> The problem
Repeat what the lines below say, word for word, and skip every image.

· · ·

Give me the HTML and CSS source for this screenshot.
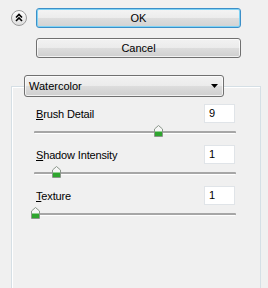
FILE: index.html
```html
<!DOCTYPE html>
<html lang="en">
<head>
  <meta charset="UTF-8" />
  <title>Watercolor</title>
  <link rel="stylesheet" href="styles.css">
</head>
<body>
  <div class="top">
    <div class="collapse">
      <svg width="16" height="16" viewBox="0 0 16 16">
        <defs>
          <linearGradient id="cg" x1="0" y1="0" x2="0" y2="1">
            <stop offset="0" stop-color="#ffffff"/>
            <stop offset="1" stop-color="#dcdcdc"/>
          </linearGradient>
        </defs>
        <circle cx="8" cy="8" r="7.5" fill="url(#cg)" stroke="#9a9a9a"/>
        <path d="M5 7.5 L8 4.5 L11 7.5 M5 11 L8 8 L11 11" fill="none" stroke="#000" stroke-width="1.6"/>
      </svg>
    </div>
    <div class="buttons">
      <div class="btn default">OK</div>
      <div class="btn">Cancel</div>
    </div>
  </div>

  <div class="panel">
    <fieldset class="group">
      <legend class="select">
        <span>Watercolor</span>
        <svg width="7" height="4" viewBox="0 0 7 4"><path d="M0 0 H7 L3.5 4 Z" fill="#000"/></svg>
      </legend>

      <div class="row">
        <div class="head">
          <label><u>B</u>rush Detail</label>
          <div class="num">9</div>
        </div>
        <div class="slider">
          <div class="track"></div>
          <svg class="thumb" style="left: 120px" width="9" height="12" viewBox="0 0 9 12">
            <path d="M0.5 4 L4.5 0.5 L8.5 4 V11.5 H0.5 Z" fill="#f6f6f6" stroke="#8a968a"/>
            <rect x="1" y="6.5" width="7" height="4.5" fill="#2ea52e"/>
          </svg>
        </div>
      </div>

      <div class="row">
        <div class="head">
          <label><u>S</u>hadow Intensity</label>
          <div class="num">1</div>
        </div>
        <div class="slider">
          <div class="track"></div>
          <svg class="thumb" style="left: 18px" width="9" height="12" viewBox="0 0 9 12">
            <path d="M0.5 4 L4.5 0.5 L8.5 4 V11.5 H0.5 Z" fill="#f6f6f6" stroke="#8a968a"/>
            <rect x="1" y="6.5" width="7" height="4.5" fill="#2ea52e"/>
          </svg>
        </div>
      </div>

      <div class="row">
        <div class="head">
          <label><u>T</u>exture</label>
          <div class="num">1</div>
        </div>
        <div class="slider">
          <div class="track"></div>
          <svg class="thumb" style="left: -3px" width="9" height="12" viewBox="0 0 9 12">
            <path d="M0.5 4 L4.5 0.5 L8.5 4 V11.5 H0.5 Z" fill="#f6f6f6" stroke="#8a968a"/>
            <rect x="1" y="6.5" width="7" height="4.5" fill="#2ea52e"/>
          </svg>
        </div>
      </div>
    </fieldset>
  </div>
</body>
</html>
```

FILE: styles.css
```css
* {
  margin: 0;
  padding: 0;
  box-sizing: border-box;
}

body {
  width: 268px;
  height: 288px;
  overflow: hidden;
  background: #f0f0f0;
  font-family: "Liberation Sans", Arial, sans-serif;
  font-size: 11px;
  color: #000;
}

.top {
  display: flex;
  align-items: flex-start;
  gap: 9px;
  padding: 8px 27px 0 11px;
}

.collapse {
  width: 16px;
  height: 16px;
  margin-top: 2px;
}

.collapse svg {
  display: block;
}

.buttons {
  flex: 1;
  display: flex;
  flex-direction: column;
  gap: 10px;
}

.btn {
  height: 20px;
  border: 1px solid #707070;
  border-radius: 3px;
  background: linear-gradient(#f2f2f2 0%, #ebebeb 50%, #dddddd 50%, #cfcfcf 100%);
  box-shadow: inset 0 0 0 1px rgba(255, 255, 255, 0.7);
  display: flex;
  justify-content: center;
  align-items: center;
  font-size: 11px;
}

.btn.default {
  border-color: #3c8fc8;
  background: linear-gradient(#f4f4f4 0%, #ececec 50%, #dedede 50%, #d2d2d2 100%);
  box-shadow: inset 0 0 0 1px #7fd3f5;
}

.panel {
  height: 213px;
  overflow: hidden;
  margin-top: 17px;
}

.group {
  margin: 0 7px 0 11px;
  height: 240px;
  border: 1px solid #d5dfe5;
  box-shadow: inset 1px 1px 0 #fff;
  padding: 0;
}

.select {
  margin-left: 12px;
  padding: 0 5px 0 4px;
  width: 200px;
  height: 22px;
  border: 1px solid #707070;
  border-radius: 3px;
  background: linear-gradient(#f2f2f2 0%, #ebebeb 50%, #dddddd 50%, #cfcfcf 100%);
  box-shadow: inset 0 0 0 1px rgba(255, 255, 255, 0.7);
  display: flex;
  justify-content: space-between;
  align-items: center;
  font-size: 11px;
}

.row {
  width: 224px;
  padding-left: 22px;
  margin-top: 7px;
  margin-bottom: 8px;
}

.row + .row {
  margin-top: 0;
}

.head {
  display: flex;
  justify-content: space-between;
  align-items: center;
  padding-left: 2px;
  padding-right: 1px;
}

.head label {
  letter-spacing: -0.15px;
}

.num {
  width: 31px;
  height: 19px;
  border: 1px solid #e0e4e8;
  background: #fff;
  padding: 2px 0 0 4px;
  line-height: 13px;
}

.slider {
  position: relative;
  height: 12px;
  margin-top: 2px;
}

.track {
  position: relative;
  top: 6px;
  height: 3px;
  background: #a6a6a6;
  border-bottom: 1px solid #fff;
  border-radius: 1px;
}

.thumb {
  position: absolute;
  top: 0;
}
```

· · ·

> Solved problem
Give me the HTML and CSS source for this screenshot.
FILE: index.html
```html
<!DOCTYPE html>
<html lang="en">
<head>
  <meta charset="UTF-8" />
  <title>Watercolor</title>
  <link rel="stylesheet" href="styles.css">
</head>
<body>
  <div class="top">
    <div class="collapse">
      <svg width="16" height="16" viewBox="0 0 16 16">
        <defs>
          <linearGradient id="cg" x1="0" y1="0" x2="0" y2="1">
            <stop offset="0" stop-color="#ffffff"/>
            <stop offset="1" stop-color="#dcdcdc"/>
          </linearGradient>
        </defs>
        <circle cx="8" cy="8" r="7.5" fill="url(#cg)" stroke="#9a9a9a"/>
        <path d="M5 7.5 L8 4.5 L11 7.5 M5 11 L8 8 L11 11" fill="none" stroke="#000" stroke-width="1.6"/>
      </svg>
    </div>
    <div class="buttons">
      <div class="btn default">OK</div>
      <div class="btn">Cancel</div>
    </div>
  </div>

  <div class="panel">
    <fieldset class="group">
      <legend class="select">
        <span>Watercolor</span>
        <svg width="7" height="4" viewBox="0 0 7 4"><path d="M0 0 H7 L3.5 4 Z" fill="#000"/></svg>
      </legend>

      <div class="row">
        <div class="head">
          <label><u>B</u>rush Detail</label>
          <div class="num">9</div>
        </div>
        <div class="slider">
          <div class="track"></div>
          <svg class="thumb" style="left: 120px" width="9" height="12" viewBox="0 0 9 12">
            <path d="M0.5 4 L4.5 0.5 L8.5 4 V11.5 H0.5 Z" fill="#f6f6f6" stroke="#8a968a"/>
            <rect x="1" y="6.5" width="7" height="4.5" fill="#2ea52e"/>
          </svg>
        </div>
      </div>

      <div class="row">
        <div class="head">
          <label><u>S</u>hadow Intensity</label>
          <div class="num">1</div>
        </div>
        <div class="slider">
          <div class="track"></div>
          <svg class="thumb" style="left: 18px" width="9" height="12" viewBox="0 0 9 12">
            <path d="M0.5 4 L4.5 0.5 L8.5 4 V11.5 H0.5 Z" fill="#f6f6f6" stroke="#8a968a"/>
            <rect x="1" y="6.5" width="7" height="4.5" fill="#2ea52e"/>
          </svg>
        </div>
      </div>

      <div class="row">
        <div class="head">
          <label><u>T</u>exture</label>
          <div class="num">1</div>
        </div>
        <div class="slider">
          <div class="track"></div>
          <svg class="thumb" style="left: -3px" width="9" height="12" viewBox="0 0 9 12">
            <path d="M0.5 4 L4.5 0.5 L8.5 4 V11.5 H0.5 Z" fill="#f6f6f6" stroke="#8a968a"/>
            <rect x="1" y="6.5" width="7" height="4.5" fill="#2ea52e"/>
          </svg>
        </div>
      </div>
    </fieldset>
  </div>
</body>
</html>
```

FILE: styles.css
```css
* {
  margin: 0;
  padding: 0;
  box-sizing: border-box;
}

body {
  width: 268px;
  height: 288px;
  overflow: hidden;
  background: #f0f0f0;
  font-family: "Liberation Sans", Arial, sans-serif;
  font-size: 11px;
  color: #000;
}

.top {
  display: flex;
  align-items: flex-start;
  gap: 9px;
  padding: 8px 27px 0 11px;
}

.collapse {
  width: 16px;
  height: 16px;
  margin-top: 2px;
}

.collapse svg {
  display: block;
}

.buttons {
  flex: 1;
  display: flex;
  flex-direction: column;
  gap: 10px;
}

.btn {
  height: 20px;
  border: 1px solid #707070;
  border-radius: 3px;
  background: linear-gradient(#f2f2f2 0%, #ebebeb 50%, #dddddd 50%, #cfcfcf 100%);
  box-shadow: inset 0 0 0 1px rgba(255, 255, 255, 0.7);
  display: flex;
  justify-content: center;
  align-items: center;
  font-size: 11px;
}

.btn.default {
  border-color: #3c8fc8;
  background: linear-gradient(#f4f4f4 0%, #ececec 50%, #dedede 50%, #d2d2d2 100%);
  box-shadow: inset 0 0 0 1px #7fd3f5;
}

.panel {
  height: 213px;
  overflow: hidden;
  margin-top: 17px;
}

.group {
  margin: 0 7px 0 11px;
  height: 240px;
  border: 1px solid #d5dfe5;
  box-shadow: inset 1px 1px 0 #fff;
  padding: 0;
}

.select {
  margin-left: 12px;
  padding: 0 5px 0 4px;
  width: 200px;
  height: 22px;
  border: 1px solid #707070;
  border-radius: 3px;
  background: linear-gradient(#f2f2f2 0%, #ebebeb 50%, #dddddd 50%, #cfcfcf 100%);
  box-shadow: inset 0 0 0 1px rgba(255, 255, 255, 0.7);
  display: flex;
  justify-content: space-between;
  align-items: center;
  font-size: 11px;
}

.row {
  width: 224px;
  padding-left: 22px;
  margin-top: 7px;
  margin-bottom: 8px;
}

.row + .row {
  margin-top: 0;
}

.head {
  display: flex;
  justify-content: space-between;
  align-items: center;
  padding-left: 2px;
  padding-right: 1px;
}

.head label {
  letter-spacing: -0.15px;
}

.num {
  width: 31px;
  height: 19px;
  border: 1px solid #e0e4e8;
  background: #fff;
  padding: 2px 0 0 4px;
  line-height: 13px;
}

.slider {
  position: relative;
  height: 12px;
  margin-top: 2px;
}

.track {
  position: relative;
  top: 6px;
  height: 3px;
  background: #a6a6a6;
  border-bottom: 1px solid #fff;
  border-radius: 1px;
}

.thumb {
  position: absolute;
  top: 0;
}
```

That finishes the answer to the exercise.